======== INFORMATION PROVIDED ========

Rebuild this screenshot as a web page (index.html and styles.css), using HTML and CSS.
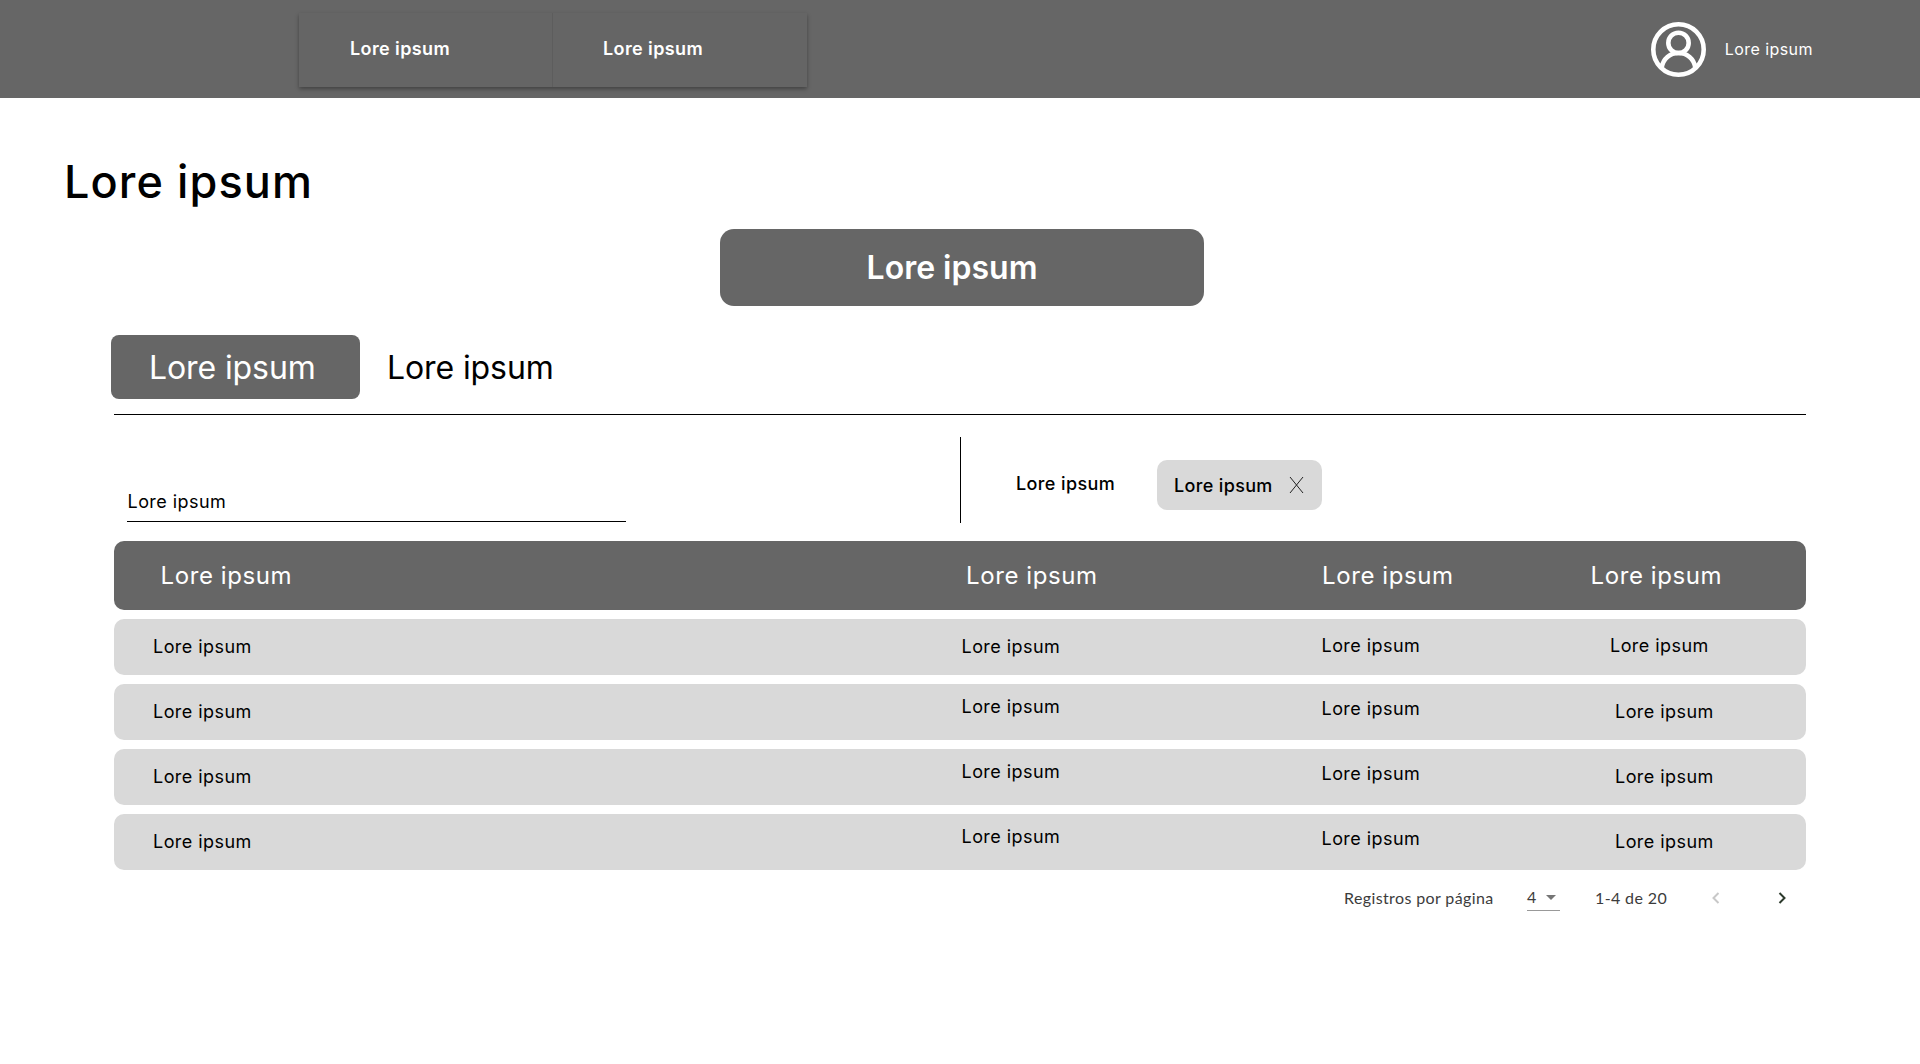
FILE: index.html
```html
<!DOCTYPE html>
<html lang="es">
<head>
<meta charset="utf-8">
<title>Lore ipsum</title>
<link rel="stylesheet" href="styles.css">
</head>
<body>
<header class="topbar">
  <nav class="navtabs">
    <a class="navtab">Lore ipsum</a>
    <a class="navtab">Lore ipsum</a>
  </nav>
  <div class="user">
    <svg class="user-icon" viewBox="0 0 54 54" fill="none" stroke="#fff" stroke-width="4.5">
      <circle cx="27" cy="27" r="24.75"/>
      <circle cx="27" cy="20.5" r="10"/>
      <path d="M10.5 44.5C12 36 18.5 30.5 27 30.5S42 36 43.5 44.5"/>
    </svg>
    <span class="user-name">Lore ipsum</span>
  </div>
</header>
<main>
  <h1 class="title">Lore ipsum</h1>
  <button class="primary">Lore ipsum</button>
  <div class="tabs">
    <span class="tab tab-active">Lore ipsum</span>
    <span class="tab">Lore ipsum</span>
  </div>
  <div class="content">
    <div class="filters">
      <div class="search"><span class="search-text">Lore ipsum</span></div>
      <div class="filter">
        <span class="filter-label">Lore ipsum</span>
        <span class="chip">Lore ipsum
          <svg class="chip-x" viewBox="0 0 15 18" fill="none" stroke="#222" stroke-width="1"><path d="M1 1 14 17M14 1 1 17"/></svg>
        </span>
      </div>
    </div>
    <div class="table">
      <div class="thead">
        <span>Lore ipsum</span><span>Lore ipsum</span><span>Lore ipsum</span><span>Lore ipsum</span>
      </div>
      <div class="row">
        <span>Lore ipsum</span><span>Lore ipsum</span><span class="up1">Lore ipsum</span><span class="up1">Lore ipsum</span>
      </div>
      <div class="row">
        <span>Lore ipsum</span><span class="up5">Lore ipsum</span><span class="up3">Lore ipsum</span><span class="in5">Lore ipsum</span>
      </div>
      <div class="row">
        <span>Lore ipsum</span><span class="up5">Lore ipsum</span><span class="up3">Lore ipsum</span><span class="in5">Lore ipsum</span>
      </div>
      <div class="row">
        <span>Lore ipsum</span><span class="up5">Lore ipsum</span><span class="up3">Lore ipsum</span><span class="in5">Lore ipsum</span>
      </div>
    </div>
    <div class="pager">
      <span class="pager-label">Registros por página</span>
      <span class="pager-select">4
        <svg class="caret" viewBox="0 0 10 5"><path d="M0 0h10L5 5z" fill="#757575"/></svg>
      </span>
      <span class="pager-range">1-4 de 20</span>
      <svg class="chev chev-prev" viewBox="0 0 8 12" fill="none" stroke="#c8c8c8" stroke-width="2"><path d="M6.5 1 1.5 6l5 5"/></svg>
      <svg class="chev chev-next" viewBox="0 0 8 12" fill="none" stroke="#2c3a2c" stroke-width="2"><path d="M1.5 1l5 5-5 5"/></svg>
    </div>
  </div>
</main>
</body>
</html>
```

FILE: styles.css
```css
* { box-sizing: border-box; }
html, body { margin: 0; padding: 0; background: #fff; }
body { font-family: "Inter", "Liberation Sans", sans-serif; color: #000; height: 1064px; overflow: hidden; }

.topbar { height: 98px; background: #666; display: flex; align-items: center; justify-content: space-between; padding: 0 107px 0 299px; }
.navtabs { display: flex; width: 508px; height: 74px; margin-top: 2px; background: #656565; box-shadow: 0 2px 4px rgba(0,0,0,.35); }
.navtab { flex: none; width: 253px; display: flex; align-items: center; padding: 0 0 3px 51px; color: #fff; font-size: 18px; font-weight: 600; letter-spacing: .4px; }
.navtab + .navtab { width: 255px; border-left: 1px solid #5d5d5d; padding-left: 50px; }
.user { display: flex; align-items: center; gap: 19px; }
.user-icon { width: 55px; height: 55px; display: block; }
.user-name { color: #fff; font-size: 16px; letter-spacing: .45px; }

.title { margin: 54px 0 0 64px; height: 60px; line-height: 60px; font-size: 45px; font-weight: 500; letter-spacing: 1.1px; }
.primary { display: block; margin: 17px 0 0 720px; width: 484px; height: 77px; border: 0; border-radius: 14px; background: #666; color: #fff; font: 600 32px "Inter", sans-serif; padding: 0 20px 0 0; }
.tabs { display: flex; align-items: center; height: 64px; margin: 29px 0 0 111px; gap: 27px; }
.tab { font-size: 32px; line-height: 64px; padding-top: 1px; letter-spacing: -.1px; }
.tab-active { width: 249px; height: 64px; padding-left: 38px; background: #666; color: #fff; border-radius: 8px; }

.content { width: 1692px; margin: 15px 0 0 114px; border-top: 1px solid #000; }
.filters { display: flex; height: 86px; margin-top: 22px; }
.search { width: 846px; padding: 0 0 1px 13px; display: flex; align-items: flex-end; }
.search-text { display: block; width: 499px; height: 39px; padding: 5px 0 0 .5px; border-bottom: 1px solid #000; font-size: 18px; letter-spacing: .45px; line-height: 27px; }
.filter { flex: 1; display: flex; align-items: center; border-left: 1px solid #000; padding: 6px 0 0 55px; }
.filter-label { width: 141px; font-size: 18px; font-weight: 500; letter-spacing: .4px; }
.chip { width: 165px; height: 50px; margin-top: 4px; padding: 0 18px 0 17px; display: flex; align-items: center; justify-content: space-between; background: #d9d9d9; border-radius: 10px; font-size: 18px; font-weight: 500; letter-spacing: .35px; }
.chip-x { width: 15px; height: 18px; display: block; }

.table { margin-top: 18px; display: flex; flex-direction: column; gap: 9.5px; }
.thead, .row { display: grid; align-items: center; border-radius: 10px; }
.thead { height: 68.5px; grid-template-columns: 805.5px 356px 268.5px 1fr; padding-left: 46.5px; background: #666; color: #fff; font-size: 24px; letter-spacing: .6px; }
.row { height: 55.5px; grid-template-columns: 808.5px 360px 288.5px 1fr; padding-left: 39px; background: #d9d9d9; font-size: 18px; letter-spacing: .45px; }
.up1 { padding-bottom: 2px; }
.up3 { padding-bottom: 6px; }
.up5 { padding-bottom: 11px; }
.in5 { padding-left: 5px; }

.pager { display: flex; align-items: center; height: 56px; padding-left: 1230px; font-family: "Lato", sans-serif; font-size: 16px; letter-spacing: .38px; color: #3c3c3c; }
.pager-label { width: 183px; }
.pager-select { width: 33px; height: 26px; margin-right: 35px; padding-top: 1px; border-bottom: 1px solid #999; display: flex; align-items: flex-start; gap: 9px; line-height: 22px; margin-top: 1px; }
.caret { width: 10px; height: 5px; margin-top: 9px; display: block; }
.pager-range { width: 116px; }
.chev { width: 8px; height: 12px; display: block; }
.chev-prev { margin-left: 1px; }
.chev-next { margin-left: 58px; }
```
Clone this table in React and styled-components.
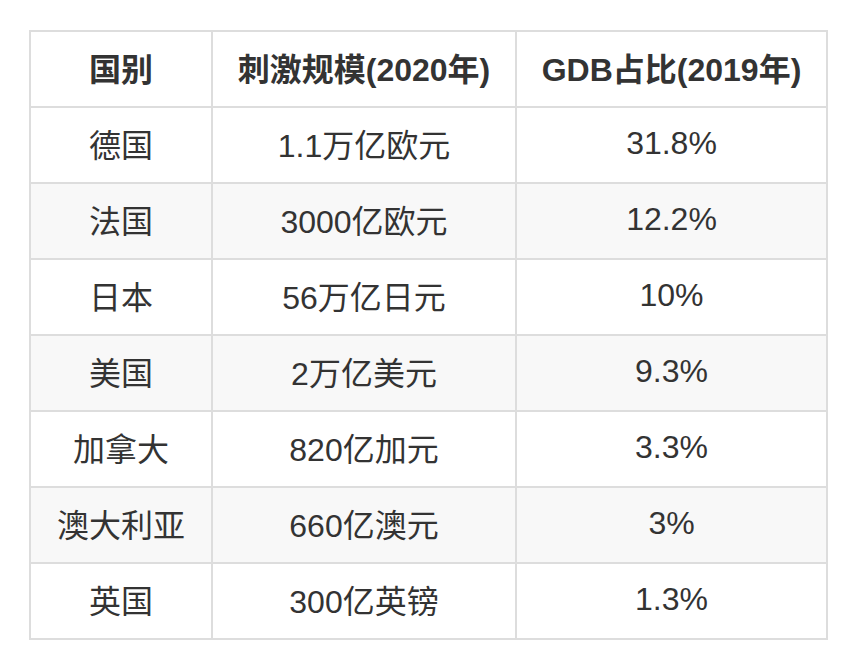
import React from "react"
import styled, { createGlobalStyle } from "styled-components"

const GlobalStyle = createGlobalStyle`
  html, body {
    margin: 0;
    padding: 0;
    background: #fff;
  }
  body {
    font-family: "Liberation Sans", "Noto Sans CJK SC", sans-serif;
    color: #333;
  }
`

const Page = styled.div`
  padding: 30px 29px;
`

const Table = styled.table`
  width: 797px;
  table-layout: fixed;
  border-collapse: collapse;
  border: 2px solid #ddd;
  font-size: 32px;
`

const Th = styled.th`
  height: 70px;
  padding: 0 8px 4px;
  border: 2px solid #ddd;
  font-weight: bold;
  text-align: center;
  vertical-align: middle;
`

const Tr = styled.tr`
  background: ${(p) => (p.$striped ? "#f8f8f8" : "#fff")};
`

const Td = styled.td`
  height: 70px;
  padding: 0 8px 4px;
  border: 2px solid #ddd;
  text-align: center;
  vertical-align: middle;
`

const rows = [
  ["德国", "1.1万亿欧元", "31.8%"],
  ["法国", "3000亿欧元", "12.2%"],
  ["日本", "56万亿日元", "10%"],
  ["美国", "2万亿美元", "9.3%"],
  ["加拿大", "820亿加元", "3.3%"],
  ["澳大利亚", "660亿澳元", "3%"],
  ["英国", "300亿英镑", "1.3%"],
]

export default function App() {
  return (
    <Page>
      <GlobalStyle />
      <Table>
        <colgroup>
          <col style={{ width: 182 }} />
          <col style={{ width: 304 }} />
          <col style={{ width: 311 }} />
        </colgroup>
        <thead>
          <tr>
            <Th>国别</Th>
            <Th>刺激规模(2020年)</Th>
            <Th>GDB占比(2019年)</Th>
          </tr>
        </thead>
        <tbody>
          {rows.map((r, i) => (
            <Tr key={r[0]} $striped={i % 2 === 1}>
              <Td>{r[0]}</Td>
              <Td>{r[1]}</Td>
              <Td>{r[2]}</Td>
            </Tr>
          ))}
        </tbody>
      </Table>
    </Page>
  )
}
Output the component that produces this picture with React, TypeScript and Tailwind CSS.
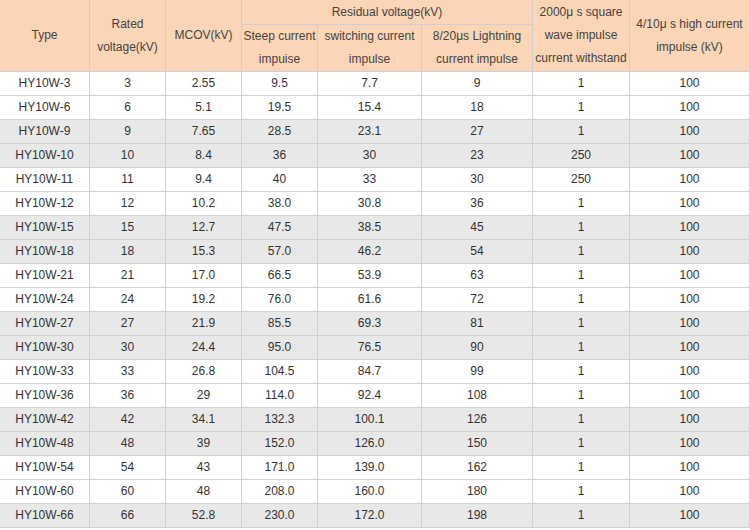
import React from "react";

const rows: string[][] = [
  ["HY10W-3", "3", "2.55", "9.5", "7.7", "9", "1", "100"],
  ["HY10W-6", "6", "5.1", "19.5", "15.4", "18", "1", "100"],
  ["HY10W-9", "9", "7.65", "28.5", "23.1", "27", "1", "100"],
  ["HY10W-10", "10", "8.4", "36", "30", "23", "250", "100"],
  ["HY10W-11", "11", "9.4", "40", "33", "30", "250", "100"],
  ["HY10W-12", "12", "10.2", "38.0", "30.8", "36", "1", "100"],
  ["HY10W-15", "15", "12.7", "47.5", "38.5", "45", "1", "100"],
  ["HY10W-18", "18", "15.3", "57.0", "46.2", "54", "1", "100"],
  ["HY10W-21", "21", "17.0", "66.5", "53.9", "63", "1", "100"],
  ["HY10W-24", "24", "19.2", "76.0", "61.6", "72", "1", "100"],
  ["HY10W-27", "27", "21.9", "85.5", "69.3", "81", "1", "100"],
  ["HY10W-30", "30", "24.4", "95.0", "76.5", "90", "1", "100"],
  ["HY10W-33", "33", "26.8", "104.5", "84.7", "99", "1", "100"],
  ["HY10W-36", "36", "29", "114.0", "92.4", "108", "1", "100"],
  ["HY10W-42", "42", "34.1", "132.3", "100.1", "126", "1", "100"],
  ["HY10W-48", "48", "39", "152.0", "126.0", "150", "1", "100"],
  ["HY10W-54", "54", "43", "171.0", "139.0", "162", "1", "100"],
  ["HY10W-60", "60", "48", "208.0", "160.0", "180", "1", "100"],
  ["HY10W-66", "66", "52.8", "230.0", "172.0", "198", "1", "100"],
];

const widths = [90, 76, 76, 76, 104, 111, 97, 120];

const th =
  "border-r border-b border-[#cfcfcf] bg-[#fbd5b5] text-center align-middle font-normal p-0 leading-[23px] whitespace-nowrap text-[#444]";

export default function App() {
  return (
    <div
      className="w-[750px] h-[530px] bg-white overflow-hidden text-[12px]"
      style={{ fontFamily: '"Liberation Sans", Arial, sans-serif' }}
    >
      <table className="table-fixed border-separate border-spacing-0 w-[750px]">
        <colgroup>
          {widths.map((w, i) => (
            <col key={i} style={{ width: w }} />
          ))}
        </colgroup>
        <thead>
          <tr className="h-[25px]">
            <th rowSpan={2} className={th}>Type</th>
            <th rowSpan={2} className={th}>
              Rated
              <br />
              voltage(kV)
            </th>
            <th rowSpan={2} className={th}>MCOV(kV)</th>
            <th colSpan={3} className={th}>Residual voltage(kV)</th>
            <th rowSpan={2} className={th}>
              2000μ s square
              <br />
              wave impulse
              <br />
              current withstand
            </th>
            <th rowSpan={2} className={th}>
              4/10μ s high current
              <br />
              impulse (kV)
            </th>
          </tr>
          <tr className="h-[47px]">
            <th className={th}>
              Steep current
              <br />
              impuise
            </th>
            <th className={th}>
              switching current
              <br />
              impulse
            </th>
            <th className={th}>
              8/20μs Lightning
              <br />
              current impulse
            </th>
          </tr>
        </thead>
        <tbody>
          {rows.map((r, i) => {
            const gray = Math.floor(i / 2) % 2 === 1;
            return (
              <tr key={i} className={gray ? "h-[24px] bg-[#e8e8e8]" : "h-[24px] bg-white"}>
                {r.map((c, j) => (
                  <td
                    key={j}
                    className="border-r border-b border-[#d2d2d2] text-center align-middle p-0 leading-[23px] text-[#333]"
                  >
                    {c}
                  </td>
                ))}
              </tr>
            );
          })}
        </tbody>
      </table>
    </div>
  );
}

========

REQUIRED WORK: Go up to the line with "Output the component" and retype exactly from there through the line with "border-b border-[#cfcfcf] bg-[#fbd5b5]". Leave out pictures.

THE RESPONSE:
Output the component that produces this picture with React, TypeScript and Tailwind CSS.
import React from "react";

const rows: string[][] = [
  ["HY10W-3", "3", "2.55", "9.5", "7.7", "9", "1", "100"],
  ["HY10W-6", "6", "5.1", "19.5", "15.4", "18", "1", "100"],
  ["HY10W-9", "9", "7.65", "28.5", "23.1", "27", "1", "100"],
  ["HY10W-10", "10", "8.4", "36", "30", "23", "250", "100"],
  ["HY10W-11", "11", "9.4", "40", "33", "30", "250", "100"],
  ["HY10W-12", "12", "10.2", "38.0", "30.8", "36", "1", "100"],
  ["HY10W-15", "15", "12.7", "47.5", "38.5", "45", "1", "100"],
  ["HY10W-18", "18", "15.3", "57.0", "46.2", "54", "1", "100"],
  ["HY10W-21", "21", "17.0", "66.5", "53.9", "63", "1", "100"],
  ["HY10W-24", "24", "19.2", "76.0", "61.6", "72", "1", "100"],
  ["HY10W-27", "27", "21.9", "85.5", "69.3", "81", "1", "100"],
  ["HY10W-30", "30", "24.4", "95.0", "76.5", "90", "1", "100"],
  ["HY10W-33", "33", "26.8", "104.5", "84.7", "99", "1", "100"],
  ["HY10W-36", "36", "29", "114.0", "92.4", "108", "1", "100"],
  ["HY10W-42", "42", "34.1", "132.3", "100.1", "126", "1", "100"],
  ["HY10W-48", "48", "39", "152.0", "126.0", "150", "1", "100"],
  ["HY10W-54", "54", "43", "171.0", "139.0", "162", "1", "100"],
  ["HY10W-60", "60", "48", "208.0", "160.0", "180", "1", "100"],
  ["HY10W-66", "66", "52.8", "230.0", "172.0", "198", "1", "100"],
];

const widths = [90, 76, 76, 76, 104, 111, 97, 120];

const th =
  "border-r border-b border-[#cfcfcf] bg-[#fbd5b5] text-center align-middle font-normal p-0 leading-[23px] whitespace-nowrap text-[#444]";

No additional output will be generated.